News & Insights

Is your packaging sustainable?

The Packaging Waste (Data Reporting) (England) (Amendment) Regulations 2024 come into effect on 1 April 2024 and will require producers of packaging to report data related to the sustainability of their packaging.

The new guidance detailed in the Packaging Waste (Data Reporting) (England) (Amendment) Regulations 2024 follows on from the 2023 guidance which required producers to report data on any packaging placed on the market. This was then used to calculate the fees that producers would have to pay to cost the managing of the packaging for the next year.

Packaging producers are still required to report this data but should consider the following new amendments for 2024:

  • “Household Packaging” – the definition provides an additional test for deciding whether packaging can be considered as non-household packaging. This involves looking at whether the packaging is supplied to a business or public institution which is the final user and how the packaging will be disposed of.
  • Sellers must report packaging that is supplied to businesses.
  • The division of responsibilities from brand owners, packers, importers, first owners and distributors has been clarified.
  • The Environment Agency must publish a list of large producers to assist other producers determine if they need to report their own packaging.

As well as complying with the updated reporting requirements, producers also need to make sure they follow the rules about making claims as to the sustainability of product packaging.

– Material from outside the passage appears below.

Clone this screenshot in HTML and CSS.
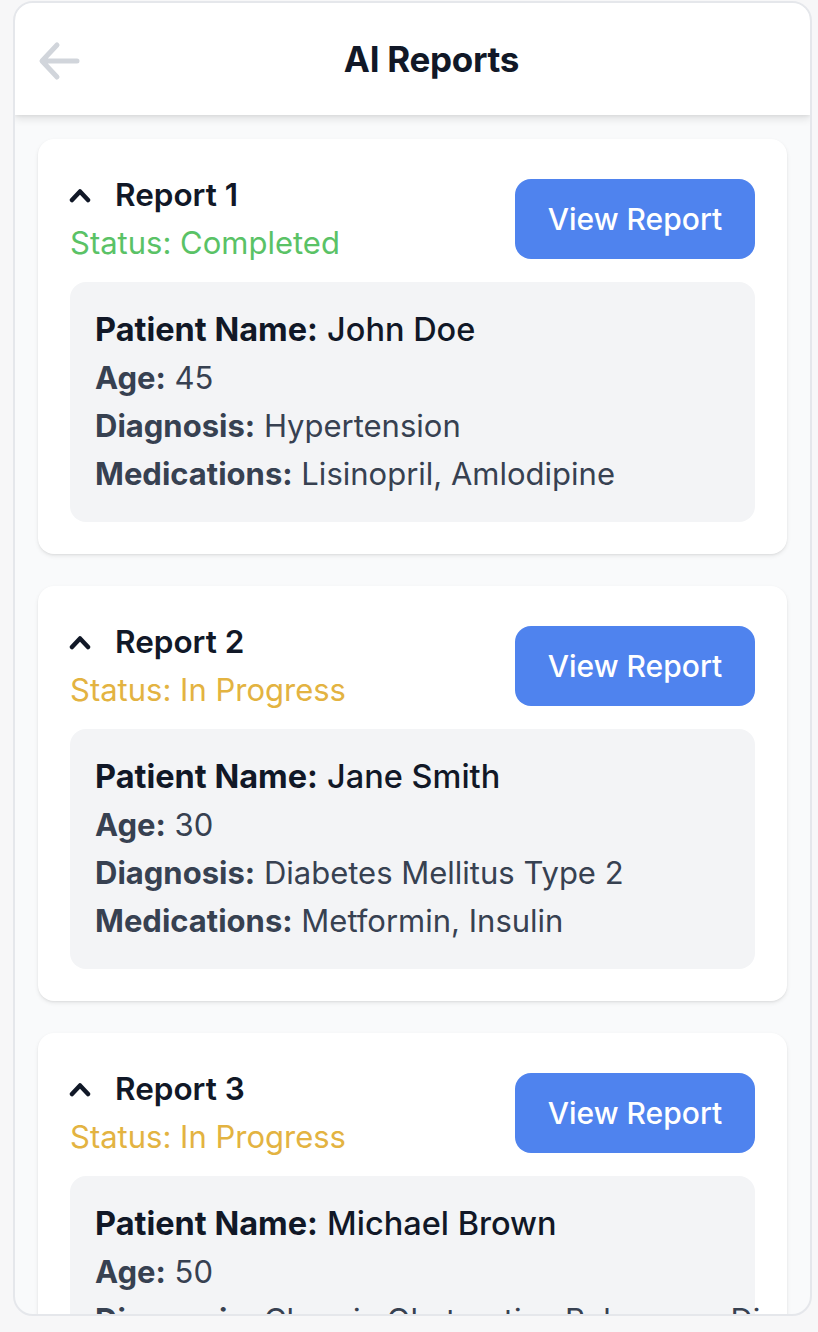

The Committee of Advertising Practice (CAP) is responsible for creating and enforcing a number of codes on advertising. The UK’s advertising regulator, the Advertising Standards Authority (ASA), is then responsible for administering the advertising codes prepared by CAP. The combination of the two aim to ensure that all advertisements are honest and legal, including those made surrounding sustainability and the impacts of a company’s work.

The CAP Code includes various rules surrounding environmental claims:

  • The basis of environmental claims must be clear.
  • The meaning of all terms used in marketing communications must be clear to consumers.
  • Absolute claims must be supported by a high level of substantiation.
  • Marketing communications must not mislead consumers about the environmental benefit that a product offers.
  • Environmental claims must be based on the full life cycle of the product.
  • Suggestions must not be made that a claim of sustainability is universally accepted if there is a significant division of informed or scientific opinion.
  • If a product has never had a demonstrably adverse effect on the environment, marketing communications must not imply that the product has been improved so as to not adversely impact the environment.
  • For certain products, marketing communications and labels must also include energy-related information, information on the consumption of energy or price information.

Producers need to make sure that they do not engage in “greenwashing” when providing information about products and their packaging, i.e. they should not make environmental claims which are false or misleading and breach the CAP Code. Only claims that are factually accurate and that can be proven should be made. Any sweeping claim such as “environmentally friendly” will not satisfy the requirements under the CAP Code as it lacks clarity and could imply a greater impact to the environment than what is true.